TASK DIRECTIONS: Return every line below as is, leaving out the pictures.

════════

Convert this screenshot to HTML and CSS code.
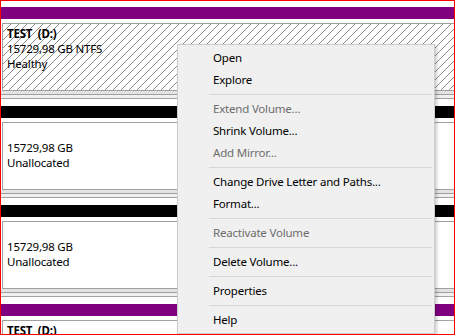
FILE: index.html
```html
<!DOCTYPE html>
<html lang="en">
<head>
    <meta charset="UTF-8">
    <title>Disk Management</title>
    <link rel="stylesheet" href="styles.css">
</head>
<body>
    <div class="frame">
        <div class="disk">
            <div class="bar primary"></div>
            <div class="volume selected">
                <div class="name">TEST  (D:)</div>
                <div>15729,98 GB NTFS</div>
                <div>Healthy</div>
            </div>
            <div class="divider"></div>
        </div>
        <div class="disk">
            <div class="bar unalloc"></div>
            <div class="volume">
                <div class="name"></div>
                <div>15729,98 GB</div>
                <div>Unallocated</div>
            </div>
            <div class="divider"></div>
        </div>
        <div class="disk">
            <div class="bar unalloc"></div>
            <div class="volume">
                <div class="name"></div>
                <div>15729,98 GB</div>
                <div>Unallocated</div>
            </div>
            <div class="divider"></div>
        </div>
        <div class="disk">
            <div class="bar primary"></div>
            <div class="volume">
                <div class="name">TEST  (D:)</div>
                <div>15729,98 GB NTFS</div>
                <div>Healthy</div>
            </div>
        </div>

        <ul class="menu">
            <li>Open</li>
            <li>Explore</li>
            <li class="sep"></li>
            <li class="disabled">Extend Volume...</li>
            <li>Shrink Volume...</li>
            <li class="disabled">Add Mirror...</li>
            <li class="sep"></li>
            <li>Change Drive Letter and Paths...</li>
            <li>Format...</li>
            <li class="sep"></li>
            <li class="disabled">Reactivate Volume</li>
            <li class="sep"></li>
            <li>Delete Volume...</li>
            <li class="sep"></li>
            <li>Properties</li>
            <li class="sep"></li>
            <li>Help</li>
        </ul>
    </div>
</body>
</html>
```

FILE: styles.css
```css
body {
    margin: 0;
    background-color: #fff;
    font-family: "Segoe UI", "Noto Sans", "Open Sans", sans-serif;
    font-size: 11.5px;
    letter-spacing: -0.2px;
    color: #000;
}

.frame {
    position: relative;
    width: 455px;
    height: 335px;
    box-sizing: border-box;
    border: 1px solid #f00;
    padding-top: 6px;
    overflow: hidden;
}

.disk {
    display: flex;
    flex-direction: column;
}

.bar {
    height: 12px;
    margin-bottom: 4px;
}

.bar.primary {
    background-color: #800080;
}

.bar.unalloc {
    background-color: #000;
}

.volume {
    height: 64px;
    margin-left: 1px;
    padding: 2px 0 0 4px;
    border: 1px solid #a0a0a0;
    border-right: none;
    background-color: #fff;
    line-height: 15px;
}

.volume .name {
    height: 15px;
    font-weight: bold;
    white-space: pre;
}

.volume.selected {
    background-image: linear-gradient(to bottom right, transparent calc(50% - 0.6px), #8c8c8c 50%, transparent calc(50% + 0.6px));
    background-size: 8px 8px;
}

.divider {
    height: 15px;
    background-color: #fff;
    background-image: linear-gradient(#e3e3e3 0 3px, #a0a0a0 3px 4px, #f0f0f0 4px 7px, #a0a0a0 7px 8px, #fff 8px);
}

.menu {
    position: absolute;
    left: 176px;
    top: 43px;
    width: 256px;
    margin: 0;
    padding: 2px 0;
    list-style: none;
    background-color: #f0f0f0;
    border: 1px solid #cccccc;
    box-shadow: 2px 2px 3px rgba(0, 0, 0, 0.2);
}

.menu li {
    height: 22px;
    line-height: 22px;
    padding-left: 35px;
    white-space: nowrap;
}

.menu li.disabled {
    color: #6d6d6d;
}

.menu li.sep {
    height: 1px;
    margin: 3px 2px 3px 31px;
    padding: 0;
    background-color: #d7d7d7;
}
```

════════

REPLY TO THE TASK:
Convert this screenshot to HTML and CSS code.
FILE: index.html
```html
<!DOCTYPE html>
<html lang="en">
<head>
    <meta charset="UTF-8">
    <title>Disk Management</title>
    <link rel="stylesheet" href="styles.css">
</head>
<body>
    <div class="frame">
        <div class="disk">
            <div class="bar primary"></div>
            <div class="volume selected">
                <div class="name">TEST  (D:)</div>
                <div>15729,98 GB NTFS</div>
                <div>Healthy</div>
            </div>
            <div class="divider"></div>
        </div>
        <div class="disk">
            <div class="bar unalloc"></div>
            <div class="volume">
                <div class="name"></div>
                <div>15729,98 GB</div>
                <div>Unallocated</div>
            </div>
            <div class="divider"></div>
        </div>
        <div class="disk">
            <div class="bar unalloc"></div>
            <div class="volume">
                <div class="name"></div>
                <div>15729,98 GB</div>
                <div>Unallocated</div>
            </div>
            <div class="divider"></div>
        </div>
        <div class="disk">
            <div class="bar primary"></div>
            <div class="volume">
                <div class="name">TEST  (D:)</div>
                <div>15729,98 GB NTFS</div>
                <div>Healthy</div>
            </div>
        </div>

        <ul class="menu">
            <li>Open</li>
            <li>Explore</li>
            <li class="sep"></li>
            <li class="disabled">Extend Volume...</li>
            <li>Shrink Volume...</li>
            <li class="disabled">Add Mirror...</li>
            <li class="sep"></li>
            <li>Change Drive Letter and Paths...</li>
            <li>Format...</li>
            <li class="sep"></li>
            <li class="disabled">Reactivate Volume</li>
            <li class="sep"></li>
            <li>Delete Volume...</li>
            <li class="sep"></li>
            <li>Properties</li>
            <li class="sep"></li>
            <li>Help</li>
        </ul>
    </div>
</body>
</html>
```

FILE: styles.css
```css
body {
    margin: 0;
    background-color: #fff;
    font-family: "Segoe UI", "Noto Sans", "Open Sans", sans-serif;
    font-size: 11.5px;
    letter-spacing: -0.2px;
    color: #000;
}

.frame {
    position: relative;
    width: 455px;
    height: 335px;
    box-sizing: border-box;
    border: 1px solid #f00;
    padding-top: 6px;
    overflow: hidden;
}

.disk {
    display: flex;
    flex-direction: column;
}

.bar {
    height: 12px;
    margin-bottom: 4px;
}

.bar.primary {
    background-color: #800080;
}

.bar.unalloc {
    background-color: #000;
}

.volume {
    height: 64px;
    margin-left: 1px;
    padding: 2px 0 0 4px;
    border: 1px solid #a0a0a0;
    border-right: none;
    background-color: #fff;
    line-height: 15px;
}

.volume .name {
    height: 15px;
    font-weight: bold;
    white-space: pre;
}

.volume.selected {
    background-image: linear-gradient(to bottom right, transparent calc(50% - 0.6px), #8c8c8c 50%, transparent calc(50% + 0.6px));
    background-size: 8px 8px;
}

.divider {
    height: 15px;
    background-color: #fff;
    background-image: linear-gradient(#e3e3e3 0 3px, #a0a0a0 3px 4px, #f0f0f0 4px 7px, #a0a0a0 7px 8px, #fff 8px);
}

.menu {
    position: absolute;
    left: 176px;
    top: 43px;
    width: 256px;
    margin: 0;
    padding: 2px 0;
    list-style: none;
    background-color: #f0f0f0;
    border: 1px solid #cccccc;
    box-shadow: 2px 2px 3px rgba(0, 0, 0, 0.2);
}

.menu li {
    height: 22px;
    line-height: 22px;
    padding-left: 35px;
    white-space: nowrap;
}

.menu li.disabled {
    color: #6d6d6d;
}

.menu li.sep {
    height: 1px;
    margin: 3px 2px 3px 31px;
    padding: 0;
    background-color: #d7d7d7;
}
```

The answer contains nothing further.